Action against Chinese technology giants began during the Trump administration with the addition of companies like Huawei to the government’s Entity List, which prevents the transfer of US technology. The Chinese government’s solution was to put its full weight behind homegrown chip manufacturing. The Biden administration has further clamped down by restricting China’s access to the latest lithography machinery for manufacturing chips, leaving SMIC with technology intended for larger and less efficient process nodes.

SMIC is allegedly on the verge of releasing the new 5nm chips, which have been designed by Huawei’s HiSilicon subsidiary. They will be produced in a pair of new factories in Shanghai. The chips will appear first in flagship smartphones, but SMIC has big plans for 5nm if that works.

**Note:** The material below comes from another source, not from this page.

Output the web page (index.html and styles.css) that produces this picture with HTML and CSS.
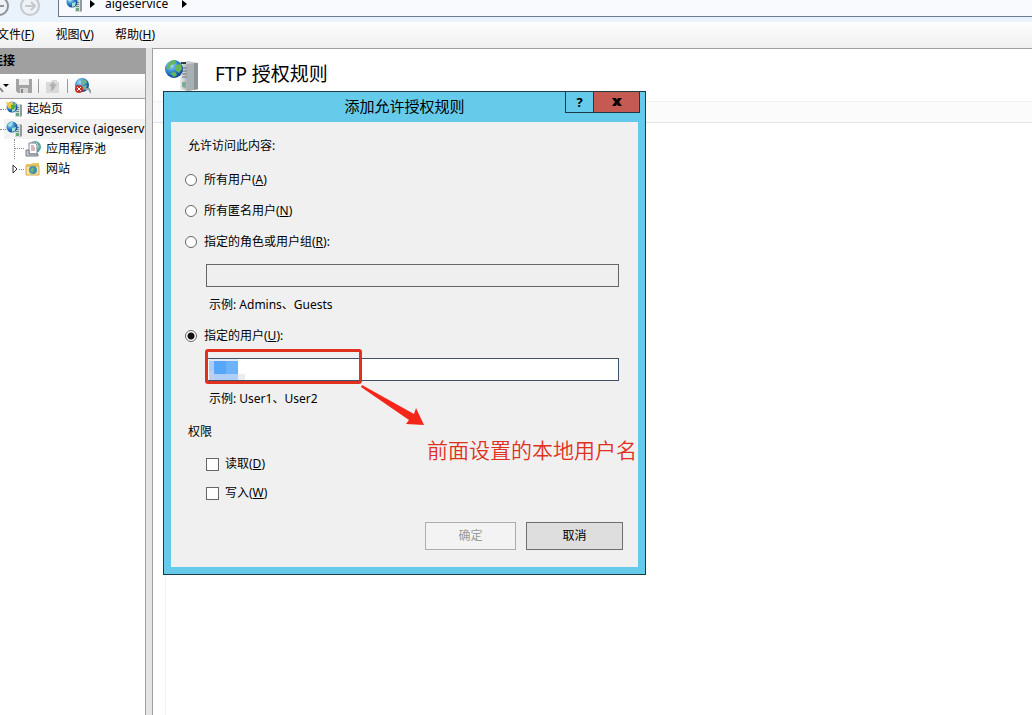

It hopes to produce server chips and AI accelerators at 5nm, which would close the gap between Chinese designs and the latest AI hardware from Nvidia. Like lithography technology firms, Nvidia is barred from exporting most of its AI accelerators to China.

Chinese chip foundries are making do with deep ultraviolet lithography (DUV) machinery. Until late last year, companies in China were still allowed to purchase these devices from companies like ASML. The more advanced extreme ultraviolet lithography (EUV) equipment designed for sub-7nm process nodes was already blocked. Despite the equipment shortcomings, SMIC managed to produce the Kirin 9000S (above) in 2023, a 7nm chip that it should not have been able to make. The 9000S wasn’t as powerful as the corresponding 2023 chips from Taiwan-based TSMC, but it was a huge leap forward for China’s homegrown ARM designs.

Kirin 9000S


Credit: 微机分 WekiHome

SMIC has reportedly modified its DUV machinery with deposition and etching components that allow them to surpass their design limits. These hard-won advances do not come without consequence. Sources tell the Financial Times that SMIC will need to charge 40-50% more than TSMC at the 5nm node. Due to the suboptimal equipment, the yield of usable 5nm chips with SMIC’s lithography workarounds is roughly one-third that of TSMC.

Chipmaking experts have warned that attempts to contain Chinese technology firms with trade sanctions are doomed to fail. The country is currently hurting from the loss of Western chips, but the potential military and security applications of advanced chip designs ensure China won’t give up.